L’annonce, lors du dernier Festival de Cannes, d’un pactole exceptionnel de 350 millions d’euros affecté, dans le cadre de France Relance, au doublement des capacités de tournage cinématographique et audiovisuel en France, ainsi qu’à la formation, donne des ailes à de nombreux opérateurs. Pour tenter de combler son retard, la France a lancé une initiative de très grande envergure visant à attirer plus de tournages internationaux, de permettre à davantage de films français d’être tournés dans l’Hexagone, notamment en Ile-de-France, dans le Nord et dans l’arc méditerranéen. Piloté par la Caisse des dépôts et consignations (CDC) en lien avec le Centre national du cinéma et de l’image animée (CNC), l’appel d’offres à « la grande fabrique de l’image » a été largement suivi. Au total, 175 candidatures ont été déposées fin octobre au CNC. La liste des grands gagnants ne devrait pas être donnée avant mars 2023.
Cette manne pourrait permettre de débloquer le dossier épineux des studios de Bry-sur-Marne (Val-de-Marne), repris à prix fort en 2017 par le promoteur Nexity, qui souhaitait y créer des immeubles d’habitation. Répondant au tollé des professionnels et des politiques pour que le site reste consacré aux tournages, le groupe immobilier pourrait céder dans les prochaines semaines à Sienna Investment (Groupe Bruxelles Lambert) et à Artset (la société de conseil de Guillaume de Menthon) les douze hectares sur lesquels sont implantés les sept studios. « Les nouveaux investisseurs souhaitent les moderniser et doubler leur surface », précise Pascal Bécu, directeur de ces studios.

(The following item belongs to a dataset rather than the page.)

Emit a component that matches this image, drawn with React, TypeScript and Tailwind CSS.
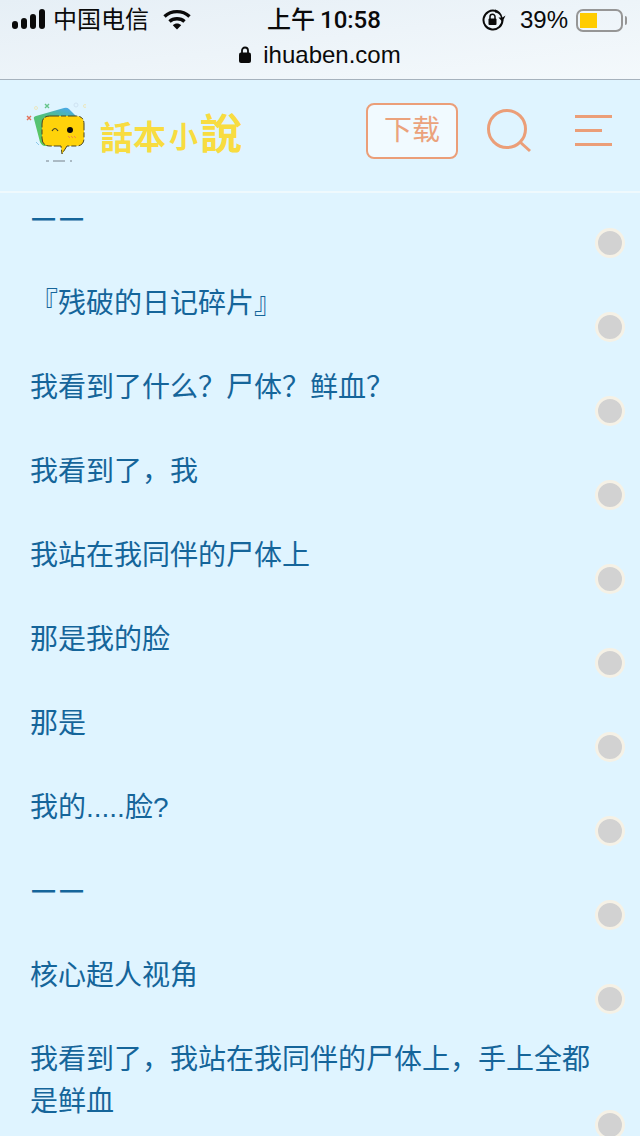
const paragraphs = [
  '一一',
  '『残破的日记碎片』',
  '我看到了什么\uFF1F尸体\uFF1F鲜血\uFF1F',
  '我看到了\uFF0C我',
  '我站在我同伴的尸体上',
  '那是我的脸',
  '那是',
  '我的.....脸?',
  '一一',
  '核心超人视角',
  '我看到了\uFF0C我站在我同伴的尸体上\uFF0C手上全都是鲜血',
];

function Signal() {
  return (
    <svg width="34" height="22" viewBox="0 0 34 22" className="shrink-0">
      <rect x="0" y="12" width="6" height="8" rx="3" fill="#0a0a0a" />
      <rect x="9" y="9" width="6" height="11" rx="3" fill="#0a0a0a" />
      <rect x="18" y="5" width="6" height="15" rx="3" fill="#0a0a0a" />
      <rect x="27" y="0" width="6" height="20" rx="3" fill="#0a0a0a" />
    </svg>
  );
}

function Wifi() {
  return (
    <svg width="28" height="22" viewBox="0 0 28 22" className="shrink-0">
      <path d="M1.5 7.5C8.5 1 19.5 1 26.5 7.5" fill="none" stroke="#0a0a0a" strokeWidth="3.4" />
      <path d="M6.5 12.5C10.5 8.8 17.5 8.8 21.5 12.5" fill="none" stroke="#0a0a0a" strokeWidth="3.4" />
      <path d="M9.8 16.2C12 14 16 14 18.2 16.2L14 20.5Z" fill="#0a0a0a" />
    </svg>
  );
}

function RotationLock() {
  return (
    <svg width="24" height="22" viewBox="0 0 24 22" className="shrink-0">
      <path d="M20.5 11A9.5 9.5 0 1 1 14 2" fill="none" stroke="#0a0a0a" strokeWidth="2" />
      <path d="M13 0.5C17 1.5 19.5 4 20.5 8.5L23.5 6.5L20.5 13L16.5 8.5L19 8.5C18 5.5 16 4 13 3.5Z" fill="#0a0a0a" />
      <rect x="6.5" y="9.5" width="8" height="6.5" rx="1" fill="#0a0a0a" />
      <path d="M8 10V7.8a2.5 2.5 0 0 1 5 0V10" fill="none" stroke="#0a0a0a" strokeWidth="1.5" />
    </svg>
  );
}

function Logo() {
  return (
    <svg width="60" height="64" viewBox="0 0 60 64" className="shrink-0">
      <defs>
        <linearGradient id="card" x1="0.7" y1="0" x2="0.3" y2="1">
          <stop offset="0" stopColor="#4aa8ec" />
          <stop offset="0.35" stopColor="#52c07c" />
          <stop offset="1" stopColor="#5cc85a" />
        </linearGradient>
      </defs>
      <path d="M8 20Q7 18 10 17L38 9Q41 8 43 10L50 17L56 42L19 47Q16 47 14 43L8 20Z" fill="url(#card)" />
      <path
        d="M24 17H50Q58 17 58 25V39Q58 47 50 47H41L36 55L35 47H24Q16 47 16 39V25Q16 17 24 17Z"
        fill="#ffd30a"
        stroke="#4a4420"
        strokeWidth="1"
        strokeDasharray="9 2 5 2"
      />
      <path d="M26 32Q29 27 32 32" fill="none" stroke="#3a3a2a" strokeWidth="1.2" />
      <circle cx="44" cy="31" r="3" fill="#0a0a0a" />
      <path d="M45 37L47 39M48 37L50 39M42 37L44 39" stroke="#f08a4a" strokeWidth="1" />
      <path d="M20 62H23M27 62H39M44 62H46" stroke="#77808a" strokeWidth="1" />
      <path d="M1 17L5 21M5 17L1 21" stroke="#e2725b" strokeWidth="1.4" />
      <path d="M19 5L23 9M23 5L19 9" stroke="#66c58a" strokeWidth="1.4" />
      <circle cx="50" cy="6" r="2" fill="none" stroke="#cfe3f2" strokeWidth="1" />
      <circle cx="59" cy="7" r="1.5" fill="none" stroke="#ece8c0" strokeWidth="1" />
      <circle cx="10" cy="9" r="1.5" fill="none" stroke="#ece8c0" strokeWidth="1" />
      <path d="M10 43L13 46" stroke="#8cc8ea" strokeWidth="1" />
    </svg>
  );
}

function StatusBar() {
  return (
    <div className="h-[80px] border-b border-[#a6b2bd] bg-gradient-to-br from-[#e6eff6] to-[#f4f9fc] text-[#0a0a0a]">
      <div className="flex h-[40px] items-center pl-3 pr-[13px]">
        <div className="flex w-[255px] items-center">
          <Signal />
          <span className="ml-[7px] text-[24px] leading-none">中国电信</span>
          <span className="ml-[14px] flex">
            <Wifi />
          </span>
        </div>
        <div className="flex items-center text-[24px] font-medium leading-none [font-family:'Roboto','Noto_Sans_CJK_SC',sans-serif]">
          上午<span className="ml-[5px]">10:58</span>
        </div>
        <div className="ml-auto flex w-[145px] items-center">
          <RotationLock />
          <span className="ml-[14px] text-[24px] leading-none">39%</span>
          <div className="ml-2 flex h-[23px] w-[47px] items-center rounded-[7px] border-2 border-[#969696] p-[2px]">
            <div className="h-[15px] w-[17px] bg-[#ffcc00]" />
          </div>
          <div className="ml-[2px] h-[9px] w-[2px] rounded-r-full bg-[#969696]" />
        </div>
      </div>
      <div className="flex h-[29px] items-center justify-center text-[24px] leading-none">
        <svg width="12" height="17" viewBox="0 0 12 17" className="mr-3 shrink-0">
          <path d="M3 7V4.5a3 3 0 0 1 6 0V7" fill="none" stroke="#0a0a0a" strokeWidth="1.8" />
          <rect x="0" y="6.5" width="12" height="10.5" rx="2" fill="#0a0a0a" />
        </svg>
        ihuaben.com
      </div>
    </div>
  );
}

function Header() {
  return (
    <div className="flex h-[113px] items-center border-b-2 border-[#eff9fd] pb-[10px] pl-[26px] pr-[28px]">
      <Logo />
      <div className="ml-[14px] mt-[6px] flex items-center font-bold leading-none text-[#f8dc40] [font-family:'Noto_Sans_CJK_TC',sans-serif]">
        <span className="mt-[5px] text-[33px]">話</span>
        <span className="mt-[4px] text-[33px]">本</span>
        <span className="ml-[3px] mt-[4px] text-[29px]">小</span>
        <span className="-mt-[6px] ml-[2px] text-[42px]">說</span>
      </div>
      <button className="ml-auto h-[56px] w-[92px] rounded-[8px] border-2 border-[#eb9e78] bg-[#f1faff] text-[28px] leading-none text-[#eba27c]">
        下载
      </button>
      <svg width="44" height="44" viewBox="0 0 44 44" className="ml-[29px] shrink-0">
        <circle cx="20" cy="20" r="18.5" fill="none" stroke="#eb9e78" strokeWidth="3" />
        <path d="M33 33L43 42" stroke="#eb9e78" strokeWidth="3" />
      </svg>
      <div className="ml-[44px] flex w-[37px] shrink-0 flex-col gap-[11px]">
        <div className="h-[3px] w-[37px] bg-[#eb9e78]" />
        <div className="h-[3px] w-[27px] bg-[#eb9e78]" />
        <div className="h-[3px] w-[37px] bg-[#eb9e78]" />
      </div>
    </div>
  );
}

export default function App() {
  return (
    <div className="h-[1136px] w-[640px] overflow-hidden bg-[#dff4ff] [font-family:'Liberation_Sans','Noto_Sans_CJK_SC',sans-serif]">
      <StatusBar />
      <Header />
      <div className="px-[30px] pt-[6px]">
        {paragraphs.map((text, i) => (
          <p
            key={i}
            className={
              text === '一一'
                ? 'relative pb-[42px] text-[28px] font-medium leading-[42px] text-[#15659a]'
                : 'relative pb-[42px] text-[28px] leading-[42px] text-[#15659a]'
            }
          >
            {text === '一一' ? (
              <span className="flex gap-[3px] pl-[1px] text-[25px]">
                <span>一</span>
                <span>一</span>
              </span>
            ) : (
              text
            )}
            <span className="absolute bottom-[25px] right-[-15px] h-[30px] w-[30px] rounded-full border-[3px] border-[#f5f1e6] bg-[#d2d2d2]" />
          </p>
        ))}
      </div>
    </div>
  );
}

Après une période noire – les années 2000 –, pendant laquelle « les producteurs français avaient délocalisé leurs films en Europe de l’Est », rappelle M. Bécu, la création d’un crédit d’impôts et surtout la demande exponentielle de séries destinées aux plates-formes ont radicalement modifié la donne. Et rendu les studios à nouveau attractifs. « On est à saturation pour les tournages dans Paris intra-muros », confirme Michel Gomez, délégué général de la mission cinéma de la Ville de Paris. « Avec les Jeux olympiques, nous subirons pendant l’été 2024 des restrictions de tournages de grande ampleur », prévient-il. D’où l’importance des backlots, ces reconstructions de rues dans des studios.
La France dépassée par ses voisins
Faute d’investissements, la France s’est laissé dépasser par ses voisins et ce retard a pris des proportions abyssales par rapport aux Britanniques. Entre 2020 et 2021, 2 milliards de livres (2,33 milliards d’euros) ont permis de rénover et d’augmenter l’offre au Royaume-Uni. Si bien que 360 000 mètres carrés de plateaux – notamment ceux de Pinewood, Warner Leavesden ou Shepperton – y sont commercialisés, soit 6,2 fois la capacité hexagonale (58 000 mètres carrés). « Le Royaume-Uni constitue le plus beau porte-avions du cinéma américain, les studios y obéissent à une logique industrielle », ajoute M. Gomez, « en signant des accords à long terme avec les studios hollywoodiens ou les plates-formes – comme Netflix avec les studios de Shepperton – pour sécuriser leurs capacités de tournages ».